* **TASK**: Write out the full listing exactly as given, minus the images.

* **RAW DATA**:
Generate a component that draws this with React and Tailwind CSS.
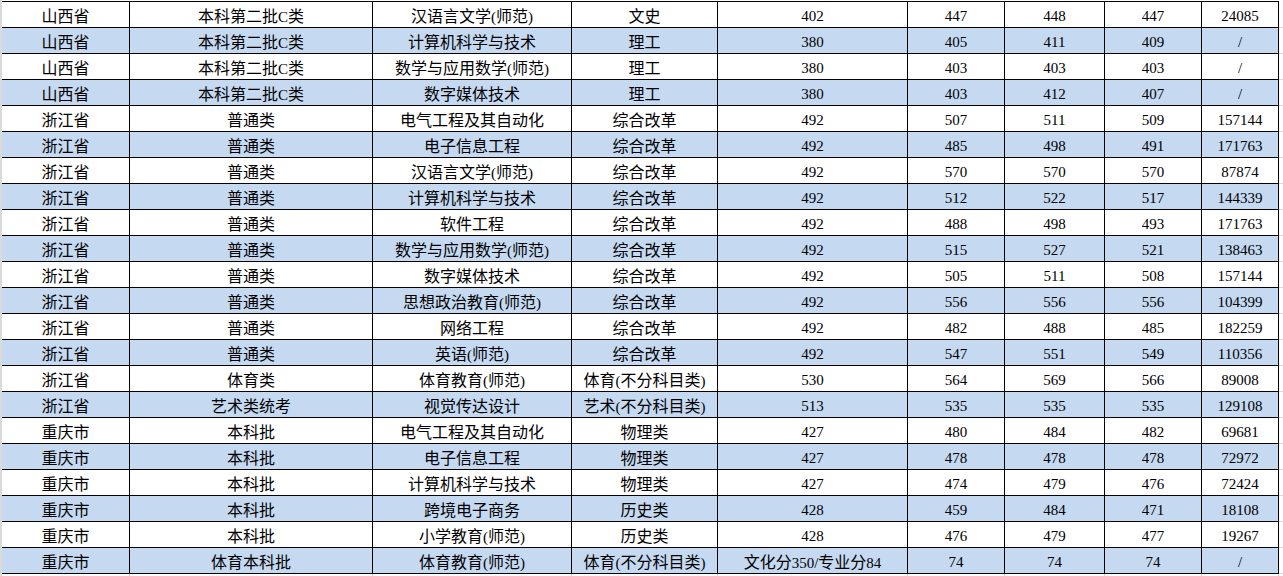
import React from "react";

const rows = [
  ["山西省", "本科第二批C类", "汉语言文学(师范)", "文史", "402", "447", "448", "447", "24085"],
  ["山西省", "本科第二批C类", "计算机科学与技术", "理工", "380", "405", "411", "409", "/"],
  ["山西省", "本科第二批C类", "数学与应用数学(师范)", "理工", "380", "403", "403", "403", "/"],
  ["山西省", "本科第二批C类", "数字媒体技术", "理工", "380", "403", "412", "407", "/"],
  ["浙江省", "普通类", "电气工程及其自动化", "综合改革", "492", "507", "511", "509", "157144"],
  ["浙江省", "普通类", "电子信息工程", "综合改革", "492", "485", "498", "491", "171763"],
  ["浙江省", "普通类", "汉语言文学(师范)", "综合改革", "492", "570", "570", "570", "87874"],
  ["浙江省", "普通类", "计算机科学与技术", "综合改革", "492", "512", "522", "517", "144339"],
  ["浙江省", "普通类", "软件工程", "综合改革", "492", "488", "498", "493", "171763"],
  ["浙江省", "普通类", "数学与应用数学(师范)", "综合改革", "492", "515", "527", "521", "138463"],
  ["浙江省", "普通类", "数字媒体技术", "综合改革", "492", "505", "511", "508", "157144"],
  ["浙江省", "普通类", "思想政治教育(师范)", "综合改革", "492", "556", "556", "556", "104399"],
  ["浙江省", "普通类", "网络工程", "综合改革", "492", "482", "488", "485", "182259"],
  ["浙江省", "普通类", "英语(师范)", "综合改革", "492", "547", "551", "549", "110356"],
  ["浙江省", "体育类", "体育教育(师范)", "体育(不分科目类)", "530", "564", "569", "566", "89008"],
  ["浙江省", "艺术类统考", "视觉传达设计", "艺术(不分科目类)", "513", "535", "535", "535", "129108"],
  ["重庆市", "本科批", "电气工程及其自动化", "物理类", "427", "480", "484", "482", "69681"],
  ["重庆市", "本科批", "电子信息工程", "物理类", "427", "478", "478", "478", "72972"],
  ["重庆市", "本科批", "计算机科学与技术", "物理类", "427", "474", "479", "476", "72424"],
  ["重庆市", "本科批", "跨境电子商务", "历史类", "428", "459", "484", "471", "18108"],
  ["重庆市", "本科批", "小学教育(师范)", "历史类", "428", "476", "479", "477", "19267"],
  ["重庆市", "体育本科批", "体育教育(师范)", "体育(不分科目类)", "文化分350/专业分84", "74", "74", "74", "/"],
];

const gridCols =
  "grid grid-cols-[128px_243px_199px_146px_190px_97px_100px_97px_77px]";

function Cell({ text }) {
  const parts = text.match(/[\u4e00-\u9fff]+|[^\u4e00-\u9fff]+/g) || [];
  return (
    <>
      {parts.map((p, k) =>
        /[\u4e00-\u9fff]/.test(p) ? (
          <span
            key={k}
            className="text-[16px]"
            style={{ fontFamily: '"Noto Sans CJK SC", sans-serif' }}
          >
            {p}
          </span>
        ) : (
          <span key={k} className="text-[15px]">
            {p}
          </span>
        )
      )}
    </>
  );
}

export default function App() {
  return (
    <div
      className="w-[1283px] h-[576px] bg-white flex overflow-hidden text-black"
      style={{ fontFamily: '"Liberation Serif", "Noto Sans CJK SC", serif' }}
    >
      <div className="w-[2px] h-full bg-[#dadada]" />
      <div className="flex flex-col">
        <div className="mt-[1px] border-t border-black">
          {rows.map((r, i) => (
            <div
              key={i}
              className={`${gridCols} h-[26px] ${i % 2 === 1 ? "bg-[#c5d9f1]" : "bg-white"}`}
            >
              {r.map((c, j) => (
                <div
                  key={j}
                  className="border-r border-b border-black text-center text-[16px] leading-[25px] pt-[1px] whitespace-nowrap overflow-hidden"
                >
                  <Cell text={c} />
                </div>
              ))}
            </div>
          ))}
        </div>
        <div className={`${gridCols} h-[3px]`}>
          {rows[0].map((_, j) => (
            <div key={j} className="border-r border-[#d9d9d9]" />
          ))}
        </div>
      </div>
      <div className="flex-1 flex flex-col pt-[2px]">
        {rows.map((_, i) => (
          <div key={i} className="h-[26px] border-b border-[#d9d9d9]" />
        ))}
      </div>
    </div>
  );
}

* **RESULT**:
Generate a component that draws this with React and Tailwind CSS.
import React from "react";

const rows = [
  ["山西省", "本科第二批C类", "汉语言文学(师范)", "文史", "402", "447", "448", "447", "24085"],
  ["山西省", "本科第二批C类", "计算机科学与技术", "理工", "380", "405", "411", "409", "/"],
  ["山西省", "本科第二批C类", "数学与应用数学(师范)", "理工", "380", "403", "403", "403", "/"],
  ["山西省", "本科第二批C类", "数字媒体技术", "理工", "380", "403", "412", "407", "/"],
  ["浙江省", "普通类", "电气工程及其自动化", "综合改革", "492", "507", "511", "509", "157144"],
  ["浙江省", "普通类", "电子信息工程", "综合改革", "492", "485", "498", "491", "171763"],
  ["浙江省", "普通类", "汉语言文学(师范)", "综合改革", "492", "570", "570", "570", "87874"],
  ["浙江省", "普通类", "计算机科学与技术", "综合改革", "492", "512", "522", "517", "144339"],
  ["浙江省", "普通类", "软件工程", "综合改革", "492", "488", "498", "493", "171763"],
  ["浙江省", "普通类", "数学与应用数学(师范)", "综合改革", "492", "515", "527", "521", "138463"],
  ["浙江省", "普通类", "数字媒体技术", "综合改革", "492", "505", "511", "508", "157144"],
  ["浙江省", "普通类", "思想政治教育(师范)", "综合改革", "492", "556", "556", "556", "104399"],
  ["浙江省", "普通类", "网络工程", "综合改革", "492", "482", "488", "485", "182259"],
  ["浙江省", "普通类", "英语(师范)", "综合改革", "492", "547", "551", "549", "110356"],
  ["浙江省", "体育类", "体育教育(师范)", "体育(不分科目类)", "530", "564", "569", "566", "89008"],
  ["浙江省", "艺术类统考", "视觉传达设计", "艺术(不分科目类)", "513", "535", "535", "535", "129108"],
  ["重庆市", "本科批", "电气工程及其自动化", "物理类", "427", "480", "484", "482", "69681"],
  ["重庆市", "本科批", "电子信息工程", "物理类", "427", "478", "478", "478", "72972"],
  ["重庆市", "本科批", "计算机科学与技术", "物理类", "427", "474", "479", "476", "72424"],
  ["重庆市", "本科批", "跨境电子商务", "历史类", "428", "459", "484", "471", "18108"],
  ["重庆市", "本科批", "小学教育(师范)", "历史类", "428", "476", "479", "477", "19267"],
  ["重庆市", "体育本科批", "体育教育(师范)", "体育(不分科目类)", "文化分350/专业分84", "74", "74", "74", "/"],
];

const gridCols =
  "grid grid-cols-[128px_243px_199px_146px_190px_97px_100px_97px_77px]";

function Cell({ text }) {
  const parts = text.match(/[\u4e00-\u9fff]+|[^\u4e00-\u9fff]+/g) || [];
  return (
    <>
      {parts.map((p, k) =>
        /[\u4e00-\u9fff]/.test(p) ? (
          <span
            key={k}
            className="text-[16px]"
            style={{ fontFamily: '"Noto Sans CJK SC", sans-serif' }}
          >
            {p}
          </span>
        ) : (
          <span key={k} className="text-[15px]">
            {p}
          </span>
        )
      )}
    </>
  );
}

export default function App() {
  return (
    <div
      className="w-[1283px] h-[576px] bg-white flex overflow-hidden text-black"
      style={{ fontFamily: '"Liberation Serif", "Noto Sans CJK SC", serif' }}
    >
      <div className="w-[2px] h-full bg-[#dadada]" />
      <div className="flex flex-col">
        <div className="mt-[1px] border-t border-black">
          {rows.map((r, i) => (
            <div
              key={i}
              className={`${gridCols} h-[26px] ${i % 2 === 1 ? "bg-[#c5d9f1]" : "bg-white"}`}
            >
              {r.map((c, j) => (
                <div
                  key={j}
                  className="border-r border-b border-black text-center text-[16px] leading-[25px] pt-[1px] whitespace-nowrap overflow-hidden"
                >
                  <Cell text={c} />
                </div>
              ))}
            </div>
          ))}
        </div>
        <div className={`${gridCols} h-[3px]`}>
          {rows[0].map((_, j) => (
            <div key={j} className="border-r border-[#d9d9d9]" />
          ))}
        </div>
      </div>
      <div className="flex-1 flex flex-col pt-[2px]">
        {rows.map((_, i) => (
          <div key={i} className="h-[26px] border-b border-[#d9d9d9]" />
        ))}
      </div>
    </div>
  );
}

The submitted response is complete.